Jonathan Edwards

To celebrate TR’s Vice Presidential victory November 6th, 1900 a group of West Virginia supporters sent a small black bear cub to Roosevelt as a gift for his children. The kids named the bear Jonathan Edwards and it stayed at Sagamore Hill over the Christmas season from November 1900 to January 1901.
Jonathan Edwards never made it to the White House. The cub was sent to the Bronx Zoo before TR had been sworn in as President, September 14, 1901.
In a November 22, 1900 letter sent from Sagamore Hill to journalist Edward Stanford Martin TR wrote, “Some of my Republican supporters in West Virginia have just sent me a small bear which the children of their own accord christened Jonathan Edwards, partly out of compliment to their mother’s ancestor, and partly because they thought they detected Calvinistic traits in the bear’s character.”

In the Outdoor Pastimes of an American Hunter Roosevelt wrote, “as the bear grew, so did his temper and wildness.” Roosevelt concluded Jonathan Edwards was not making a good addition to the Roosevelt family and admitted it was time for him to go. TR said the only members of the household who may have been sorry to see him leave were the dogs, since “he had occasionally yielded them the pleasure of the chase in its strongest form.”
On January 2, 1901 TR dictated a note to his friend William Hornaday who had served as the Chief Taxidermist for the Smithsonian and had become the First Director of the Bronx Zoo asking if the zoo would be interested in giving Jonathan Edwards a home? Hornaday, a member of Roosevelt's Boone and Crockett Club said yes and the bear was on it’s way from Oyster Bay to the Bronx. TR wrote, “it was a great relief to see him go.”

According to the Bronx Zoo Jonathan Edwards was an ill tempered bear with a cranky disposition. He often terrorized the zoo’s younger cubs. In the years that followed Jonathan Edwards sired a prodigious number of offspring that were shipped to zoos all across the country.

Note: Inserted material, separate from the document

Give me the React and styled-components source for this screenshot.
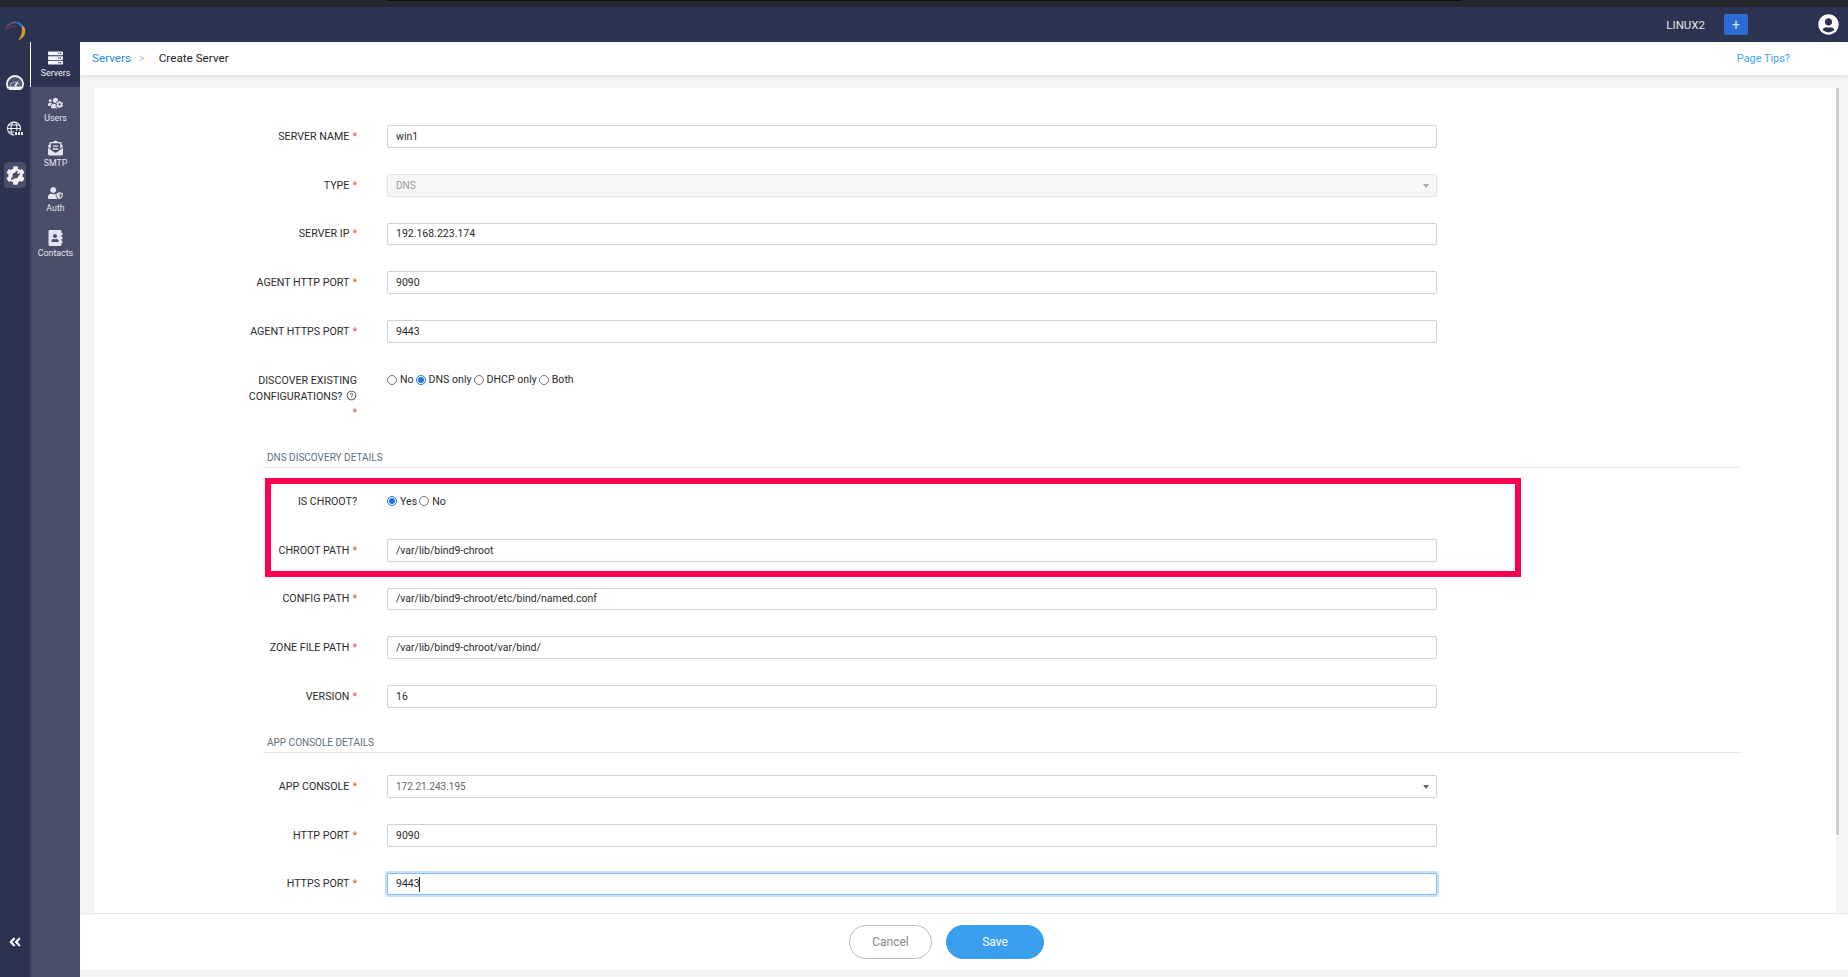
import React from 'react';
import styled, { createGlobalStyle } from 'styled-components';
import {
    FaServer,
    FaUsersCog,
    FaEnvelopeOpenText,
    FaUserShield,
    FaAddressBook,
    FaUserCircle,
    FaAngleDoubleLeft,
    FaCog,
    FaWrench,
} from 'react-icons/fa';
import { AiOutlineQuestionCircle } from 'react-icons/ai';

const GlobalStyle = createGlobalStyle`
    html, body {
        margin: 0;
        padding: 0;
        height: 100%;
        overflow: hidden;
        font-family: Roboto, "Liberation Sans", sans-serif;
        background: #f4f4f4;
    }
`;

const Page = styled.div`
    width: 1848px;
    height: 977px;
    display: flex;
    flex-direction: column;
    overflow: hidden;
`;

const TopStrip = styled.div`
    height: 7px;
    flex: none;
    background: #23282e;
    display: flex;
    justify-content: center;
`;

const TopNotch = styled.div`
    width: 1071px;
    height: 1px;
    background: #0c0c0c;
`;

const Shell = styled.div`
    flex: 1;
    display: flex;
    min-height: 0;
`;

const Rail = styled.nav`
    width: 30px;
    flex: none;
    background: #2c3350;
    display: flex;
    flex-direction: column;
    align-items: center;
    padding: 13px 0 28px;
    box-sizing: border-box;
`;

const RailList = styled.div`
    margin-top: 28px;
    display: flex;
    flex-direction: column;
    gap: 20px;
`;

const RailItem = styled.div`
    width: 22px;
    height: 26px;
    border-radius: 4px;
    position: relative;
    display: flex;
    align-items: center;
    justify-content: center;
    color: #f2f2f2;
    background: ${p => (p.$active ? '#4a4e69' : 'transparent')};
`;

const WrenchOverlay = styled.span`
    position: absolute;
    left: 7px;
    top: 9px;
    display: flex;
    color: #4a4e69;
    font-size: 9px;
`;

const Collapse = styled.div`
    margin-top: auto;
    display: flex;
    color: #fff;
    font-size: 14px;
`;

const Main = styled.div`
    flex: 1;
    min-width: 0;
    display: flex;
    flex-direction: column;
`;

const Header = styled.header`
    height: 35px;
    flex: none;
    background: #2c3350;
    display: flex;
    align-items: center;
    justify-content: flex-end;
    color: #e4e4e4;
    font-size: 11.5px;
`;

const Instance = styled.span`
    margin-right: 19px;
`;

const AddButton = styled.div`
    width: 24px;
    height: 21px;
    background: #2d6cd2;
    border-radius: 2px;
    color: #d6e4fa;
    font-size: 14px;
    display: flex;
    align-items: center;
    justify-content: center;
    margin-right: 70px;
`;

const Profile = styled.div`
    display: flex;
    color: #fff;
    font-size: 21px;
    margin-right: 9px;
`;

const Body = styled.div`
    flex: 1;
    min-height: 0;
    display: flex;
`;

const SubNav = styled.nav`
    width: 50px;
    flex: none;
    background: #4a4e69;
    border-left: 2px solid #41455f;
    box-sizing: border-box;
`;

const SubNavItem = styled.div`
    height: 45px;
    margin-left: -2px;
    padding-top: 8px;
    box-sizing: border-box;
    display: flex;
    flex-direction: column;
    align-items: center;
    color: ${p => (p.$active ? '#f2f4fb' : '#e2e5f0')};
    font-size: 8.8px;
    line-height: 14px;
    background: ${p => (p.$active ? '#2c3350' : 'transparent')};
    border-left: 1px solid ${p => (p.$active ? '#fff' : 'transparent')};

    svg {
        font-size: 15px;
        height: 16px;
        flex: none;
    }
`;

const Content = styled.div`
    flex: 1;
    min-width: 0;
    display: flex;
    flex-direction: column;
    background: #f4f4f4;
`;

const CrumbBar = styled.div`
    height: 33px;
    flex: none;
    background: #fff;
    box-shadow: 0 2px 3px rgba(0, 0, 0, 0.08);
    display: flex;
    align-items: center;
    padding: 0 58px 1px 12px;
    box-sizing: border-box;
    font-size: 11.7px;
    position: relative;
`;

const CrumbLink = styled.span`
    color: #1e88e5;
`;

const CrumbSep = styled.span`
    color: #bbb;
    margin: 0 14px 0 8px;
    font-size: 11px;
`;

const CrumbCurrent = styled.span`
    color: #222;
`;

const PageTips = styled.span`
    margin-left: auto;
    margin-top: 1px;
    color: #42a5f5;
    font-size: 10.9px;
`;

const Workspace = styled.div`
    flex: 1;
    min-height: 0;
    display: flex;
    align-items: flex-start;
    padding: 13px 9px 0 14px;
`;

const Card = styled.div`
    flex: 1;
    height: 100%;
    min-width: 0;
    background: #fff;
    overflow: hidden;
    padding: 37px 0 0 146px;
    box-sizing: border-box;
`;

const ScrollThumb = styled.div`
    width: 3px;
    height: 747px;
    flex: none;
    background: #cfcfcf;
`;

const Form = styled.form`
    width: 1501px;
    margin: 0;
`;

const Row = styled.div`
    display: grid;
    grid-template-columns: 117px 1050px;
    column-gap: 30px;
    margin-bottom: ${p => p.$gap || 26}px;
    padding-top: ${p => (p.$top ? 3 : 0)}px;
    align-items: ${p => (p.$top ? 'start' : 'center')};
    min-height: 22.8px;
`;

const Label = styled.label`
    text-align: right;
    font-size: 10.7px;
    line-height: 16px;
    padding-top: 1px;
    color: #2b2b2b;
`;

const Required = styled.span`
    color: #d9602a;
    margin-left: 3px;
    display: ${p => (p.$block ? 'block' : 'inline')};
`;

const HelpIcon = styled(AiOutlineQuestionCircle)`
    font-size: 11px;
    color: #444;
    vertical-align: -1px;
    margin-left: 1px;
`;

const Field = styled.div`
    position: relative;
    height: 22.8px;
`;

const TextInput = styled.input`
    display: block;
    width: 100%;
    height: 100%;
    box-sizing: border-box;
    padding: 0 8px;
    font: 10.5px Roboto, "Liberation Sans", sans-serif;
    color: #2b2b2b;
    background: #fff;
    border: 1px solid ${p => (p.$focused ? '#80bdff' : '#cfd2d8')};
    border-radius: 2px;
    outline: none;
    box-shadow: ${p => (p.$focused ? '0 0 0 2px rgba(128, 189, 255, 0.45)' : 'none')};
`;

const Caret = styled.span`
    position: absolute;
    left: 32px;
    top: 4px;
    width: 1px;
    height: 15px;
    background: #222;
`;

const SelectBox = styled.div`
    height: 100%;
    box-sizing: border-box;
    padding: 1px 8px 0;
    display: flex;
    align-items: center;
    justify-content: space-between;
    font-size: 10px;
    color: ${p => (p.$disabled ? '#9a9a9a' : '#666')};
    background: ${p => (p.$disabled ? '#f7f7f7' : '#fff')};
    border: 1px solid ${p => (p.$disabled ? '#e6e6e6' : '#cfd2d8')};
    border-radius: 2px;
`;

const SelectArrow = styled.span`
    width: 0;
    height: 0;
    margin-right: -1px;
    border-left: 3px solid transparent;
    border-right: 3px solid transparent;
    border-top: 4px solid ${p => (p.$disabled ? '#aaa' : '#666')};
`;

const RadioGroup = styled.div`
    display: flex;
    align-items: center;
    gap: 2px;
    height: 16px;
    font-size: 10.6px;
    color: #2b2b2b;
`;

const RadioOption = styled.label`
    display: flex;
    align-items: center;
    gap: 3px;
`;

const RadioInput = styled.input`
    width: 10px;
    height: 10px;
    margin: 0;
    accent-color: #1a73e8;
`;

const Section = styled.div`
    margin: 0 0 22px 23px;
    width: 1478px;
    height: 19px;
    box-sizing: border-box;
    padding: 2px 0 0 4px;
    border-bottom: 1px solid #e4e4e4;
    font-size: 10px;
    line-height: 14px;
    color: #5c6f80;
`;

const Highlighted = styled.div`
    position: relative;
`;

const Annotation = styled.div`
    position: absolute;
    left: 25px;
    top: -12px;
    width: 1256px;
    height: 99px;
    box-sizing: border-box;
    border: 6px solid #ff0050;
    pointer-events: none;
`;

const Footer = styled.footer`
    height: 57px;
    flex: none;
    background: #fff;
    border-top: 1px solid #e8e8e8;
    box-sizing: border-box;
    display: flex;
    align-items: center;
    justify-content: center;
    gap: 14px;
    padding-right: 35px;
    margin-bottom: 7px;
`;

const Button = styled.button`
    height: 34px;
    width: ${p => (p.$primary ? '98px' : '83px')};
    border-radius: 17px;
    font: 12px Roboto, "Liberation Sans", sans-serif;
    color: ${p => (p.$primary ? '#fff' : '#888')};
    background: ${p => (p.$primary ? '#3a9eee' : '#fff')};
    border: 1px solid ${p => (p.$primary ? '#3a9eee' : '#bbb')};
`;

function Logo() {
    return (
        <svg width="22" height="22" viewBox="0 0 22 22">
            <path d="M1 9C3 4 7 1.5 12 1.5V3C8 3 4 5 1 9Z" fill="#5b6074" />
            <path d="M10 1.5C15 1 19 4 20.5 8H18C16 5 13 3 10 2.5Z" fill="#2f6fc0" />
            <path d="M1 9.5C4 6 9 5 13 6.5 9 6 5 7 1 10Z" fill="#9c3340" />
            <path d="M17.5 6C19 6 20.5 7 21 9 22 14 19 19 14 20.5 17 17 19 12 17.5 6Z" fill="#e6952f" />
        </svg>
    );
}

function GaugeIcon() {
    return (
        <svg width="18" height="16" viewBox="0 0 18 16">
            <path d="M2.4 13.5A8 8 0 1 1 15.6 13.5" fill="#50556e" stroke="#f2f2f2" strokeWidth="1.8" />
            <path d="M4 10.5a5.4 5.4 0 0 1 10 0" fill="none" stroke="#e4e6ee" strokeWidth="1.2" strokeDasharray="1 1" />
            <path d="M8 10.4 12.8 5l-2.6 6.4Z" fill="#f2f2f2" />
            <rect x="2.5" y="11.5" width="13" height="3.5" rx="1" fill="#f2f2f2" />
        </svg>
    );
}

function GlobeIcon() {
    return (
        <svg width="18" height="16" viewBox="0 0 18 16">
            <g fill="none" stroke="#f2f2f2" strokeWidth="1.1">
                <circle cx="8" cy="7.5" r="6.5" />
                <ellipse cx="8" cy="7.5" rx="3" ry="6.5" />
                <path d="M1.5 7.5h13M2.5 4h11M2.5 11h11" />
            </g>
            <rect x="8" y="10" width="10" height="5" rx="1" fill="#2c3350" />
            <path d="M9 11h2v3H9ZM12 11h2v3h-2ZM15 11h2v3h-2Z" fill="#f2f2f2" />
        </svg>
    );
}

const NAV_ITEMS = [
    { name: 'Servers', Icon: FaServer, active: true },
    { name: 'Users', Icon: FaUsersCog },
    { name: 'SMTP', Icon: FaEnvelopeOpenText },
    { name: 'Auth', Icon: FaUserShield },
    { name: 'Contacts', Icon: FaAddressBook },
];

function InputRow({ label, value, focused }) {
    return (
        <Row>
            <Label>{label}<Required>*</Required></Label>
            <Field>
                <TextInput $focused={focused} value={value} readOnly />
                {focused && <Caret />}
            </Field>
        </Row>
    );
}

function SelectRow({ label, value, disabled }) {
    return (
        <Row>
            <Label>{label}<Required>*</Required></Label>
            <Field>
                <SelectBox $disabled={disabled}>
                    {value}
                    <SelectArrow $disabled={disabled} />
                </SelectBox>
            </Field>
        </Row>
    );
}

function Radios({ name, options, checked }) {
    return (
        <RadioGroup>
            {options.map(option => (
                <RadioOption key={option}>
                    <RadioInput type="radio" name={name} defaultChecked={option === checked} />
                    {option}
                </RadioOption>
            ))}
        </RadioGroup>
    );
}

export default function App() {
    return (
        <>
            <GlobalStyle />
            <Page>
                <TopStrip><TopNotch /></TopStrip>
                <Shell>
                    <Rail>
                        <Logo />
                        <RailList>
                            <RailItem><GaugeIcon /></RailItem>
                            <RailItem><GlobeIcon /></RailItem>
                            <RailItem $active>
                                <FaCog size={19} />
                                <WrenchOverlay><FaWrench /></WrenchOverlay>
                            </RailItem>
                        </RailList>
                        <Collapse><FaAngleDoubleLeft /></Collapse>
                    </Rail>
                    <Main>
                        <Header>
                            <Instance>LINUX2</Instance>
                            <AddButton>+</AddButton>
                            <Profile><FaUserCircle /></Profile>
                        </Header>
                        <Body>
                            <SubNav>
                                {NAV_ITEMS.map(({ name, Icon, active }) => (
                                    <SubNavItem key={name} $active={active}>
                                        <Icon />
                                        {name}
                                    </SubNavItem>
                                ))}
                            </SubNav>
                            <Content>
                                <CrumbBar>
                                    <CrumbLink>Servers</CrumbLink>
                                    <CrumbSep>&gt;</CrumbSep>
                                    <CrumbCurrent>Create Server</CrumbCurrent>
                                    <PageTips>Page Tips?</PageTips>
                                </CrumbBar>
                                <Workspace>
                                    <Card>
                                        <Form>
                                            <InputRow label="SERVER NAME" value="win1" />
                                            <SelectRow label="TYPE" value="DNS" disabled />
                                            <InputRow label="SERVER IP" value="192.168.223.174" />
                                            <InputRow label="AGENT HTTP PORT" value="9090" />
                                            <InputRow label="AGENT HTTPS PORT" value="9443" />
                                            <Row $top $gap={28}>
                                                <Label>
                                                    DISCOVER EXISTING CONFIGURATIONS? <HelpIcon />
                                                    <Required $block>*</Required>
                                                </Label>
                                                <Radios
                                                    name="discover"
                                                    options={['No', 'DNS only', 'DHCP only', 'Both']}
                                                    checked="DNS only"
                                                />
                                            </Row>

                                            <Section>DNS DISCOVERY DETAILS</Section>
                                            <Highlighted>
                                                <Annotation />
                                                <Row>
                                                    <Label>IS CHROOT?</Label>
                                                    <Radios name="chroot" options={['Yes', 'No']} checked="Yes" />
                                                </Row>
                                                <InputRow label="CHROOT PATH" value="/var/lib/bind9-chroot" />
                                            </Highlighted>
                                            <InputRow label="CONFIG PATH" value="/var/lib/bind9-chroot/etc/bind/named.conf" />
                                            <InputRow label="ZONE FILE PATH" value="/var/lib/bind9-chroot/var/bind/" />
                                            <InputRow label="VERSION" value="16" />

                                            <Section>APP CONSOLE DETAILS</Section>
                                            <SelectRow label="APP CONSOLE" value="172.21.243.195" />
                                            <InputRow label="HTTP PORT" value="9090" />
                                            <InputRow label="HTTPS PORT" value="9443" focused />
                                        </Form>
                                    </Card>
                                    <ScrollThumb />
                                </Workspace>
                                <Footer>
                                    <Button type="button">Cancel</Button>
                                    <Button type="button" $primary>Save</Button>
                                </Footer>
                            </Content>
                        </Body>
                    </Main>
                </Shell>
            </Page>
        </>
    );
}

While in the White House the Roosevelt’s adopted over 40 presidential pets. It was the largest collection to ever occupy 1600 Pennsylvania Avenue. TR’s favorite were the horses. In the Outdoor Pastimes of an American Hunter, he wrote, “Of course there are no pets like horses and horsemanship is a test of prowess. The best among vigorous out-of-door sports should be more than pastimes.
Play is good for play’s sake, within moderate limits, especially if it is athletic play; and, again within moderate limits, it is good because a healthy body helps toward healthiness of mind. But if play serves only either of these ends, it does not deserve the serious consideration which rightly attaches to play which in itself fits a man to do things worth doing; and there exists no creature much more contemptible than a man past his first youth who leads a life devoted to mere sport, without thought of the serious work of life.
In a free Government the average citizen should be able to do his duty in war as well as in peace; otherwise he falls short. Cavalrymen and infantrymen, who do not need special technical knowledge, are easily developed out of men who are already soldiers in the rough, that is, who, in addition to the essential qualities of manliness and character, the qualities of resolution, daring and intelligence, which go to make up the “fighting edge,” also possess physical hardihood; who can live in the open, walk long distances, ride, shoot, and endure fatigue, hardship, and exposure. But if all these traits must be painfully acquired, then it takes a long time indeed before the man can be turned into a good soldier. Now, there is little tendency to develop these traits in our highly complex, rather over-civilized, modern industrial life, and therefore the sports which produce them serve a useful purpose. Hence, when able to afford a horse, or to practice on a rifle range, one can feel that the enjoyment is warranted by what may be called considerations of national ethics."